You see, that's the rough part about being a politician. Your life becomes public record. And people like Charlie Savage of the Boston Globe can turn up all kinds of fun facts about you. Like the time in July 1987, when Cheney was talking about the Boland Amendment, which banned aide to anti-Marxist militants in Nicaragua. To be exact, Cheney said "I personally do not believe the Boland Amendment applied to the president, nor to his immediate staff."

You remember that point in the Reagan administration? It was called "Iran-Contra" - a bunch of the president's aides were selling arms to one group of terrorists in Iran, so that they could funnel money to another group of terrorists in Nicaragua. And Cheney said to the committee investigating Iran-Contra that the president didn't have to follow the laws passed by Congress.

Before that, in December 1974, during the Ford administration (with Cheney as Deputy Chief of Staff), Seymour Hersh, writing for the New York Times, disclosed that the CIA was tapping phones, opening mail, and breaking into the homes of anti-war protesters. (Sound familiar? That's what Bush keeps trying to do.) And when Democrat Frank Church of Idaho headed up a Senate committee that started investigating the CIA's role in all of this, Cheney wrote that they needed to head off "congressional efforts to further encroach on the executive branch."

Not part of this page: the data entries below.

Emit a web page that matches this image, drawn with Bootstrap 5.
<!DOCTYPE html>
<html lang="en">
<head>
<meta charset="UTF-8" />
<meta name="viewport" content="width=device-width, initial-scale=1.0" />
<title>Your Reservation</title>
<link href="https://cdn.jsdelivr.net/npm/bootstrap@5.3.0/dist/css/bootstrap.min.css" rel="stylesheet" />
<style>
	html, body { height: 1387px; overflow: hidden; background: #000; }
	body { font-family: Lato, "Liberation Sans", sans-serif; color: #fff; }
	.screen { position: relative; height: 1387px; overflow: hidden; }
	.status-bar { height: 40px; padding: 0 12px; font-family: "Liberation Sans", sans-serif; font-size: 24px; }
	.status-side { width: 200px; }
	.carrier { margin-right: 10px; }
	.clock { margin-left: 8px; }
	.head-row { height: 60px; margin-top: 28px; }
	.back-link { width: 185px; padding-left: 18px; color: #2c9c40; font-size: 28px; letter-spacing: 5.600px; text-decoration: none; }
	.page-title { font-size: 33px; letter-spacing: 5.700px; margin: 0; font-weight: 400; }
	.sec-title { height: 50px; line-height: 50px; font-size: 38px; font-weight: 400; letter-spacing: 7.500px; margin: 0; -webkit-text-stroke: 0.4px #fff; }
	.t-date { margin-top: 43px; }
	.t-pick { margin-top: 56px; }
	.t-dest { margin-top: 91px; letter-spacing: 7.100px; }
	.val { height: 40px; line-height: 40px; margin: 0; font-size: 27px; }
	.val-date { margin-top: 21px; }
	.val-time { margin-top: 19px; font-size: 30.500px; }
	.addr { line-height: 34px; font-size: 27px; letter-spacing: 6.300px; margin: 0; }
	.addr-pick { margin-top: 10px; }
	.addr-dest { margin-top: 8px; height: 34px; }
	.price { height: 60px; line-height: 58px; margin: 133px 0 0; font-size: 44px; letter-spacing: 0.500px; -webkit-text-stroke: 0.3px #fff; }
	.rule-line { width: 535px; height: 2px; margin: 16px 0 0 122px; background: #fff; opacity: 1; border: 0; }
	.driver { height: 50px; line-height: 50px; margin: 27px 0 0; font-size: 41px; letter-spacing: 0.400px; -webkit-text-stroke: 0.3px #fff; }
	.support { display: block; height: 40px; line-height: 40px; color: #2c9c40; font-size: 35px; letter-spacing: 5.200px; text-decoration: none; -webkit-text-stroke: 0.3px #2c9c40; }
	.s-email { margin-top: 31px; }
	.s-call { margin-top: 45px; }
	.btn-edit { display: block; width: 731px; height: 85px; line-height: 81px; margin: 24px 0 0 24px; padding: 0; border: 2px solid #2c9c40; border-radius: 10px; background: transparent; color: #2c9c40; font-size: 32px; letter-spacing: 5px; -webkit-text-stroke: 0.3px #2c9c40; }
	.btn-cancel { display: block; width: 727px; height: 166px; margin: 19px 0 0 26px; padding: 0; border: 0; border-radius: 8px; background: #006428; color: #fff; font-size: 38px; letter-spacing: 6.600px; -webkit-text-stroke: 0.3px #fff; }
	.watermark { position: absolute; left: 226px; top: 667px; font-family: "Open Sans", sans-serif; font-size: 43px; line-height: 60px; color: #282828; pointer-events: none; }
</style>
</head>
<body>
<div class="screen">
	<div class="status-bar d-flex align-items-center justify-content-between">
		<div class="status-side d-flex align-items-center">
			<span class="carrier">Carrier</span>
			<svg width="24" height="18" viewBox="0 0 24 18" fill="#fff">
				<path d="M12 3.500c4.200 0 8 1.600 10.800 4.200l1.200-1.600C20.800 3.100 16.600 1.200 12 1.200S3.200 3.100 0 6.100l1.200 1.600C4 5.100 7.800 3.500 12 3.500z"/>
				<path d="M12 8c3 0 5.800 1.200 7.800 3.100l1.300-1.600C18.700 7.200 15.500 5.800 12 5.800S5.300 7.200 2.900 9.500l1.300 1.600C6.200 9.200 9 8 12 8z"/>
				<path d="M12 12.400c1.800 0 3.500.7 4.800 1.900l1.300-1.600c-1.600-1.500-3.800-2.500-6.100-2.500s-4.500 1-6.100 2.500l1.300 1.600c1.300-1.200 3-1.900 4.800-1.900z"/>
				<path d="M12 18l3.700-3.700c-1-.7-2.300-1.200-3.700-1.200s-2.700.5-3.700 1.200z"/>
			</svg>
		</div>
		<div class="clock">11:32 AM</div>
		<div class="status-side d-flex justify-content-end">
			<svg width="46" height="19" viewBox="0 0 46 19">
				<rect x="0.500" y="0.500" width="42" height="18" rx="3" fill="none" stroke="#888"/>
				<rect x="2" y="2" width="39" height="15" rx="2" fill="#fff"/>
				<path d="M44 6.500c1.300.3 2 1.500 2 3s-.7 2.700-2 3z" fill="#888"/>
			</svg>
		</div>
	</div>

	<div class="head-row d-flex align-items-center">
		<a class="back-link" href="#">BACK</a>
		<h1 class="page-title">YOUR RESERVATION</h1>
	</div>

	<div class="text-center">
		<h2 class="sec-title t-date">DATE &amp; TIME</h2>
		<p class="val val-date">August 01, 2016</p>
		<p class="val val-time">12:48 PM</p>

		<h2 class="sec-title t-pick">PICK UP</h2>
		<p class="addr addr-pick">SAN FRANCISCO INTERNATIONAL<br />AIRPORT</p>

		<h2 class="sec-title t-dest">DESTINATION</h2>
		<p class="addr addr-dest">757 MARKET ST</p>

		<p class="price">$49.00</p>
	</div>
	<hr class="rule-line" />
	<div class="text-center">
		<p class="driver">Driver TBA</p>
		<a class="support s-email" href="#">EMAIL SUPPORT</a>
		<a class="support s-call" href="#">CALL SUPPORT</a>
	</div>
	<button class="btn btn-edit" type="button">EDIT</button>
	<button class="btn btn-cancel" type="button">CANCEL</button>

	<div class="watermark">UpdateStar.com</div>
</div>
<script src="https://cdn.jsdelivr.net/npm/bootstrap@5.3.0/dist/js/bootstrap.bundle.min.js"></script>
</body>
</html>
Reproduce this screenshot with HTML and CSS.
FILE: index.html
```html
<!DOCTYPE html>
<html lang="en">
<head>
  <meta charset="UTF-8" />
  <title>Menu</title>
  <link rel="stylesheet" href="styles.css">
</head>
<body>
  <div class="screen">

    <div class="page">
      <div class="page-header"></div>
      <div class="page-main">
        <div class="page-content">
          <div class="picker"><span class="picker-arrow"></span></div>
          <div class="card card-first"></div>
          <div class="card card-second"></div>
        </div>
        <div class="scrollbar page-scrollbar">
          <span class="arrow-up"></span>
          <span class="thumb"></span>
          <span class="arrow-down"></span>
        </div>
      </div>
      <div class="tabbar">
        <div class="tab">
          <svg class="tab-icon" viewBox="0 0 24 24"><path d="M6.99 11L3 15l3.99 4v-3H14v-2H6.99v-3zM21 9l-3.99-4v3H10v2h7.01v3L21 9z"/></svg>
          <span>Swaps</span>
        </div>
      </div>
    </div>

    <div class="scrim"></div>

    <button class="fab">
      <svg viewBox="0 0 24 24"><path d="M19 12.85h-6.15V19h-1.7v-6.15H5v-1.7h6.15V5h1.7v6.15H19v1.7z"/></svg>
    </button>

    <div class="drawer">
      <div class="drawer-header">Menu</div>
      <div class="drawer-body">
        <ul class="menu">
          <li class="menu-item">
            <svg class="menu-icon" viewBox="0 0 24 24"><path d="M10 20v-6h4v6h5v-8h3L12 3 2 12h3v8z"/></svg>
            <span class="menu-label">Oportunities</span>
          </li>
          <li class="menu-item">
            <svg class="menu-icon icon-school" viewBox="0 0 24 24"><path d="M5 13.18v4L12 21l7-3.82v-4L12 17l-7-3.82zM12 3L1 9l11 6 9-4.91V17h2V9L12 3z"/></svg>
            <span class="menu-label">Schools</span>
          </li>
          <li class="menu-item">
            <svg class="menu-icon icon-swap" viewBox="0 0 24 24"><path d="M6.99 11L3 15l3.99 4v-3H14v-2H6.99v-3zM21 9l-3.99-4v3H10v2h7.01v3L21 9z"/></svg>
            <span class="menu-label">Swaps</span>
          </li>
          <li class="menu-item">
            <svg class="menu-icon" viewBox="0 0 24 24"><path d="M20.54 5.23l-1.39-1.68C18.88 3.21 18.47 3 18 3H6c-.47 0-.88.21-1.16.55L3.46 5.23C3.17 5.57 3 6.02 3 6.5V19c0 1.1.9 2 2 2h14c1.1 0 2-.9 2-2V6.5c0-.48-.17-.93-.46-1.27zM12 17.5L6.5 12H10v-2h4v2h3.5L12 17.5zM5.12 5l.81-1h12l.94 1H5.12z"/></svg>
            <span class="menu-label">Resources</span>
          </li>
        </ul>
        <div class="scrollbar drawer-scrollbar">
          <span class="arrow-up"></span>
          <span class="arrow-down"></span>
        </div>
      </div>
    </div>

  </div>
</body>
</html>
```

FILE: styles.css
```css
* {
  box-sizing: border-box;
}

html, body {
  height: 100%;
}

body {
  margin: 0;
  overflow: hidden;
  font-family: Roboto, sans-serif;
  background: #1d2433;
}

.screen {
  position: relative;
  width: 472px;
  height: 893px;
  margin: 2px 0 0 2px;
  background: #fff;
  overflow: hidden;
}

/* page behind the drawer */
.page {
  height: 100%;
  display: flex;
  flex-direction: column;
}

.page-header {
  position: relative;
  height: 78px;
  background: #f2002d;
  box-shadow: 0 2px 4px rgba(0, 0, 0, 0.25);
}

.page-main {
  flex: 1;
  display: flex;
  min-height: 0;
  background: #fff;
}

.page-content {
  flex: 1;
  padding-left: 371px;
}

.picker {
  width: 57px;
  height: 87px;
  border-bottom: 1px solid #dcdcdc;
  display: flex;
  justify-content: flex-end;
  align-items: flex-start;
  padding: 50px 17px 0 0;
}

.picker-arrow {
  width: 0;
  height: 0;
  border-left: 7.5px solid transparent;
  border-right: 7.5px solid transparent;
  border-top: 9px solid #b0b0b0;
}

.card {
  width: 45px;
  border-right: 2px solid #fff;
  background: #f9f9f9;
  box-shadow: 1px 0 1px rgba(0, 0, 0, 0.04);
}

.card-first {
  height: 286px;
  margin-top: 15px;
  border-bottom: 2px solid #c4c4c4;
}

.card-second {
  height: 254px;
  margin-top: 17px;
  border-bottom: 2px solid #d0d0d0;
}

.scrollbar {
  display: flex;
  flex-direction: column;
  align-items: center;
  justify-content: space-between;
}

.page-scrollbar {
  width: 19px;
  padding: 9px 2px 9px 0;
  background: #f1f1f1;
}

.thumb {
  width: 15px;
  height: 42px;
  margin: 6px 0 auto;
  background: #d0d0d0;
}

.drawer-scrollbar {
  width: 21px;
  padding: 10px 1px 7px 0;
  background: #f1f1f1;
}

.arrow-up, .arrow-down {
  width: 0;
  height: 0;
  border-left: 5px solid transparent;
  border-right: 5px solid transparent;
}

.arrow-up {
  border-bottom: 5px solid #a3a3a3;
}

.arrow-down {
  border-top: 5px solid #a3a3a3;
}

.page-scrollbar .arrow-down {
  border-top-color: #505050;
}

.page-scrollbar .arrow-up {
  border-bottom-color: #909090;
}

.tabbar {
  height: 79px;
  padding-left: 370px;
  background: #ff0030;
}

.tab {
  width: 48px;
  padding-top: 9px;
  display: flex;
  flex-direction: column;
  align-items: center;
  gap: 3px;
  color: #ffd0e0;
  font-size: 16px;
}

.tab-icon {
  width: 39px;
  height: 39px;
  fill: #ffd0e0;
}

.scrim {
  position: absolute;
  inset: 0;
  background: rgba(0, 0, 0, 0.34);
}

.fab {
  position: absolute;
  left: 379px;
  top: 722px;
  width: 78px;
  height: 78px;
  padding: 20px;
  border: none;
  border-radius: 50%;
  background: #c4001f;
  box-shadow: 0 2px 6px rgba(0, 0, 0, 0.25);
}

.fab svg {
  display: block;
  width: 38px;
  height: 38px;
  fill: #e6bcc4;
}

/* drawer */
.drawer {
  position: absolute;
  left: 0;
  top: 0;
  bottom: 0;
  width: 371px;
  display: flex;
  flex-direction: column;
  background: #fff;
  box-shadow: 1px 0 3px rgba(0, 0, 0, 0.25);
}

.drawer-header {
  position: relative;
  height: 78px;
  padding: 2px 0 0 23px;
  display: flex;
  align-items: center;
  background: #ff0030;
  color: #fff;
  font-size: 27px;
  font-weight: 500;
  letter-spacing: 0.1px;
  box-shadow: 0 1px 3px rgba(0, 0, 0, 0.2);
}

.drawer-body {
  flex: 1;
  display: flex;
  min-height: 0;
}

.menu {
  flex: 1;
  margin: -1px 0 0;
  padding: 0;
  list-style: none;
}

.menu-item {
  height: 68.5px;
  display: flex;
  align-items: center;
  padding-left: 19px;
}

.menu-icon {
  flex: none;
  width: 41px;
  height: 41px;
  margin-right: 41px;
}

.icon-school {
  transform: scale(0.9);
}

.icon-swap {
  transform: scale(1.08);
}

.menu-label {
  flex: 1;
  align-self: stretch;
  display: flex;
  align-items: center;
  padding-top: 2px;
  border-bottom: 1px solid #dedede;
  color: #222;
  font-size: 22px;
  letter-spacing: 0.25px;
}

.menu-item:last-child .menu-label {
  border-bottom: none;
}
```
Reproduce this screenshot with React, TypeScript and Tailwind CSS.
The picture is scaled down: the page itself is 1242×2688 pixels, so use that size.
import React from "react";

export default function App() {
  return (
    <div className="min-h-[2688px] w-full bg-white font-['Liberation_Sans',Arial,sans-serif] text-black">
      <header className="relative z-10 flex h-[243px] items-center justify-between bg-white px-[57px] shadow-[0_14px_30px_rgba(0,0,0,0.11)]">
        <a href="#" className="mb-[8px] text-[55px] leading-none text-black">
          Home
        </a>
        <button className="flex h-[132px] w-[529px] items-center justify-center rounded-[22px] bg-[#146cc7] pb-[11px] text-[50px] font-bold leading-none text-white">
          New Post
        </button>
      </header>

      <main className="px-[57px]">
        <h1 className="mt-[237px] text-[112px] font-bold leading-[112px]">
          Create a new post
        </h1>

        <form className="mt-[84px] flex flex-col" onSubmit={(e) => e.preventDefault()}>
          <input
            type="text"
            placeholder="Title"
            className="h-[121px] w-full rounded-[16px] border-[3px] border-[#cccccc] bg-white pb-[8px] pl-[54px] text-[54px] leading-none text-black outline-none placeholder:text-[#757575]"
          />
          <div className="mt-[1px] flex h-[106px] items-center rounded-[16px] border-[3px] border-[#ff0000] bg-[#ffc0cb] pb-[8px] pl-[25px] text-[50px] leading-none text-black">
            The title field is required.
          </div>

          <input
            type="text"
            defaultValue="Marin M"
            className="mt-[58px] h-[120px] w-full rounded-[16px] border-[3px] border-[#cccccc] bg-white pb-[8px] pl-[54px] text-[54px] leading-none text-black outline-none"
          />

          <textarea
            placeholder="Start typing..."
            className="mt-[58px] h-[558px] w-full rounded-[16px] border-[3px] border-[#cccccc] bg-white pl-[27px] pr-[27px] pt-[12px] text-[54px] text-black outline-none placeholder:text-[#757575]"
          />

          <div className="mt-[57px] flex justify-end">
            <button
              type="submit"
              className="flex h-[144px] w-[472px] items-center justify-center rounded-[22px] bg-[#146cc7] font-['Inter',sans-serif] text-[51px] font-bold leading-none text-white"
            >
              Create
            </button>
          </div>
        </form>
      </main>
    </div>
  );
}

A few months later, when Hersh wrote an article about US subs spying on the Soviet Union, Cheney wanted to have Hersh arrested.
Making an example out of Hersh, Cheney wrote, would "create an environment" that might intimidate both the press and Congress. "Can we take advantage of it to bolster our position on the Church Committee investigation? To point out the need for limits on the scope of the investigations?" Cheney wrote. The idea, however, was scrapped to avoid attracting the Soviets' attention to Hersh's article.
And later, as Bush 41's defense secretary, Cheney didn't like the idea of telling Congress that troops were about to attack Iraqi's in Kuwait. In the 1996 PBS Frontline documentary, Cheney explained "I was not enthusiastic about going to Congress for an additional grant of authority. I was concerned that they might well vote 'no' and that would make life more difficult for us... From a constitutional standpoint, we had all the authority we needed. If we'd lost the vote in Congress, I would certainly have recommended to the president that we go forward anyway."

That's the way Cheney thinks. He honestly believes, just like Nixon, that "when the president does it, that means it's not illegal." Cheney said on ABC This Week in January 2002, "in 34 years, I have repeatedly seen an erosion of the powers and the ability of the president of the United States to do his job." And he wants to do all he can to make the president all-powerful. (Do you really think that a C-student and frat-boy came up with the idea of the "signing statement" on his own?)

And he's doing it again. In the November 27 issue of the New Yorker, Hersh reported that, a month before the midterm elections, Cheney was in a national security roundtable.
"If the Democrats won on November 7th, the vice president said, that victory would not stop the administration from pursuing a military option with Iran," Hersh wrote, citing a source familiar with the discussion.

Cheney said the White House would circumvent any legislative restrictions "and thus stop Congress from getting in its way," he said.
So, unless Congress is willing to take firm action and get oversight on everything that the president and vice president do, we could very well get into another endless war in the Middle East. And there are still people out there who'd support it, too.

There is one thing that we can do. It will never become law, because very few politicians are willing to have their names attached to it, but the first thing we need to do is institute a draft. Because Charlie Rangel (D-NY) has it right: the only way that a lot of the American public are going to oppose going to war is if their children are definitely going to be in the foxholes. War is good for business - look how much money companies like Halliburton (and, uh... former Halliburton CEO Dick Cheney...) have made off this last one.